DE PASEO
Mi amigo Antonio Fernández Albarracín se mete conmigo cuando hablo de regionalismo y de Aníbal González. Dice que es al único arquitecto sevillano que conozco. Ojalá se quedaran en la memoria los nombres de arquitectos insignes de esta ciudad como si de futbolistas se tratasen, pero estoy convencido de que con menos de once titulares, en la expansión urbanística de principios del siglo XX, se consiguieron logros inconmensurables.
Me encanta pasear con la cabeza alta, mirando edificios, reconociendo estilos e imaginando su función original, la motivación de su construcción o la vida de sus propietarios.

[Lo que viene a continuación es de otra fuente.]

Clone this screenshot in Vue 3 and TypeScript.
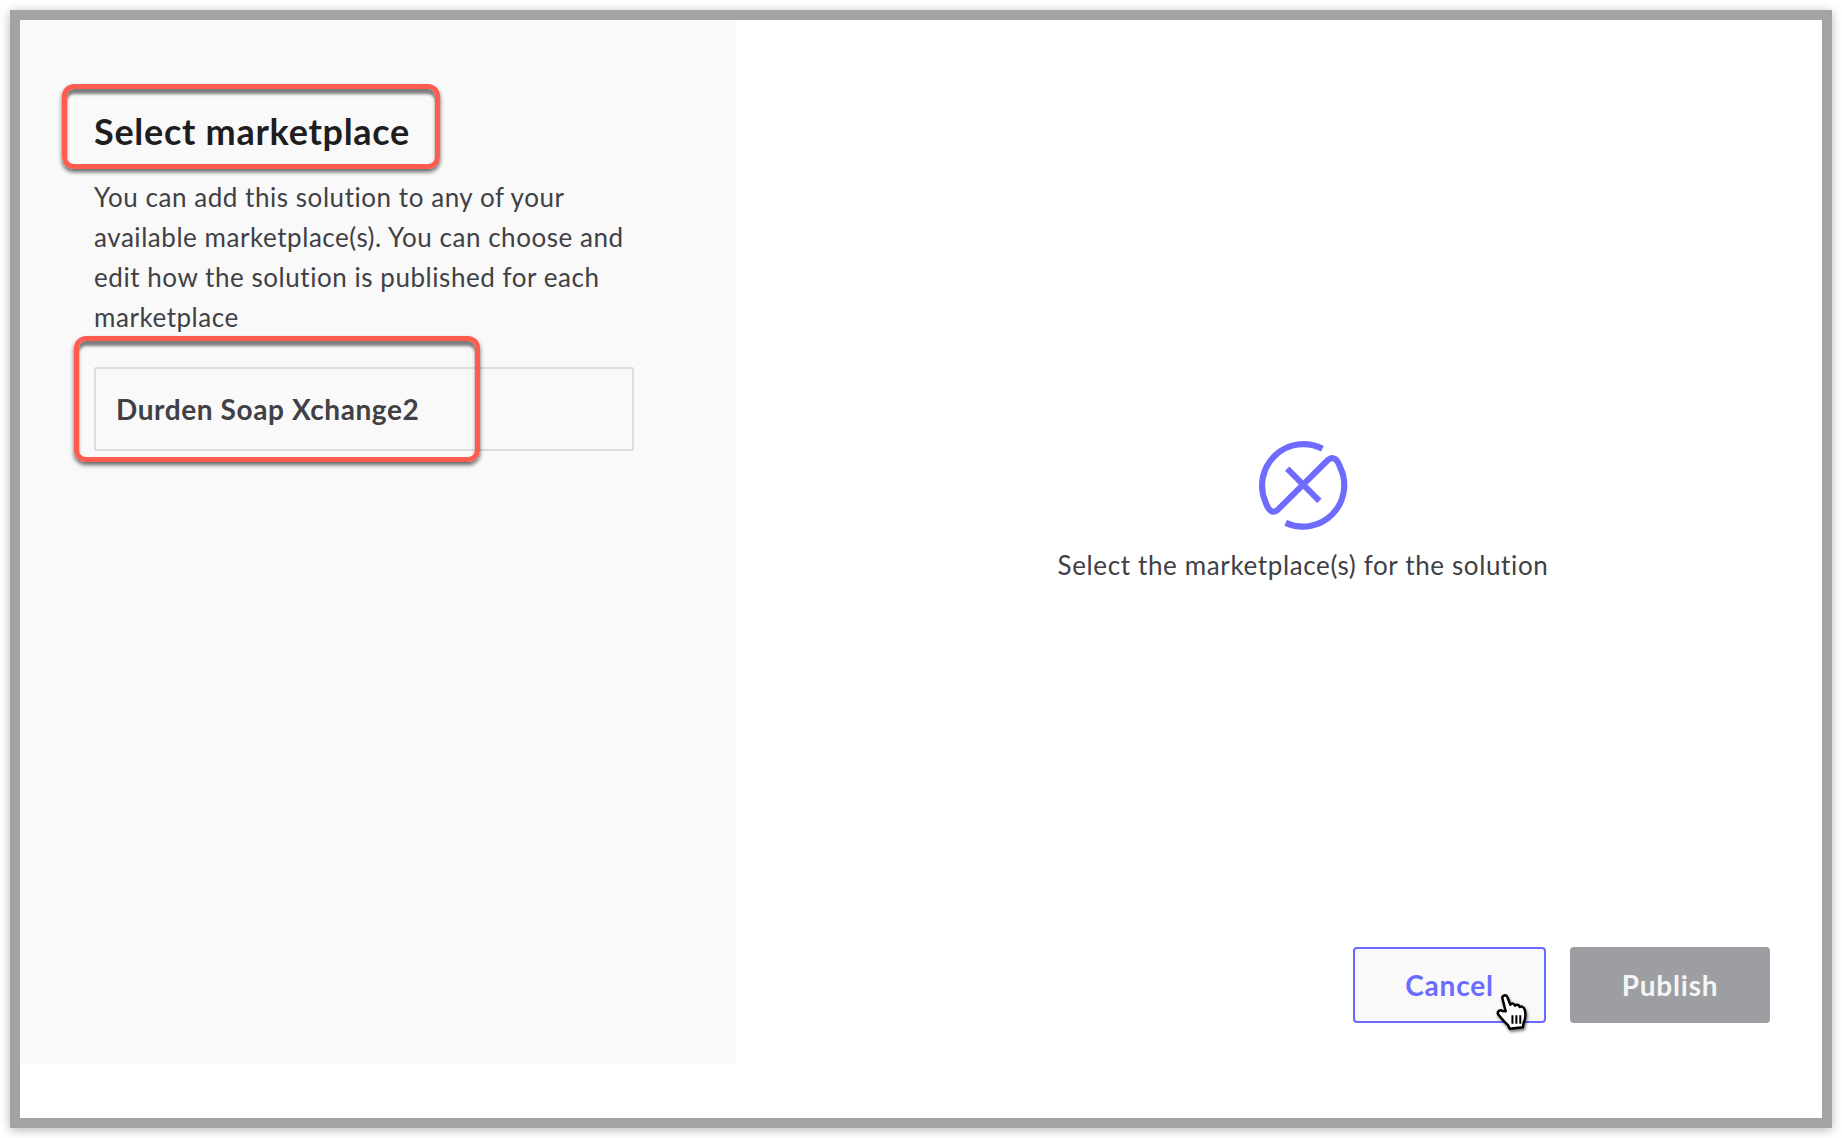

El otro día dejé el coche muy temprano para la revisión anual y me volví andando desde la avenida Fernández Murube hasta el número uno de la calle Rico Cejudo. Después de pasar por las naves feas de confección china que inundan el polígono de la carretera Amarilla, llegué a la avenida de Andalucía, donde se cruza con la ronda del Tamarguillo, que recibe el nombre de un arroyo afluente del Guadalquivir responsable de las grandes riadas de esta ciudad y que ahora no sé por dónde fluye. De agua ya no inunda las calles, pero de coches, a esas horas de la mañana, iba más que cargado.
En vez de coger la gran avenida para abajo, decidí callejear y llegué hasta la antigua cárcel de la Ranilla, edificio precioso con una historia menos bonita y circundado por un parque casi desconocido.
Nervión es un barrio que nació de la nada, de los terrenos del cortijo Maestre Escuela que el marqués de Nervión cedió a la ciudad y Aníbal González proyectó como una gran ciudad jardín al estilo inglés y que, más tarde, la especulación inmobiliaria convirtió en otra cosa muy diferente.
En este límite nordeste del barrio entre las avenidas principales que lo atraviesan, Nervión es más pueblo. Abundan las casitas unifamiliares modestas, donde las señoras en verano sacan las sillas a la calle para tomar el fresco. Casas viejas de ladrillo visto mezcladas con otras modernistas de acero y cemento, comercios tradicionales con la vivienda arriba, gente que saluda al pasar y yonquis que vuelven encanijados con los puños apretados de monedas buscando Los Pajaritos para meterse su dosis. Un desorden con encanto que lucha entre la decadencia de lo que tiene detrás y el intento de los jóvenes que vuelven a vivir donde nacieron, hartos de la periferia.
A cada paso, el nivel socioeconómico avanza buscando el casco antiguo. El cruce con la avenida que tiene el nombre de nuestra cerveza supone un salto cualitativo en cuanto a construcciones se refiere. Casas palacio de una belleza singular se mezclan con bloques de pisos setenteros y con casitas ajardinadas de mayor valor arquitectónico que las que fui dejando atrás. La calle Beatriz de Suabia es el colmo de la proporción de casas bonitas en una misma calle. Allí se respira a tranquilidad, al sueño hecho realidad de aquella ciudad jardín para clases acomodadas que proyectó nuestro regionalista.
Bajé por Rico Cejudo y al final podía ver el hotel Los Lebreros. Llegué a casa y respiré tranquilo.
Me gusta caminar, observar y dar rienda suelta a mis pensamientos. Disfrutar del legado arquitectónico que más allá de la muralla existe en Sevilla y que los forasteros desconocen por completo. Los propios sevillanos no somos conscientes de la riqueza monumental que poseemos.
Espiau, Talavera, Gómez Millán…, no son jugadores de fútbol, pero también dejaron huella en mi barrio. Aparca el coche, date una vuelta por el tuyo y levanta la cabeza. Seguro que te sorprendes.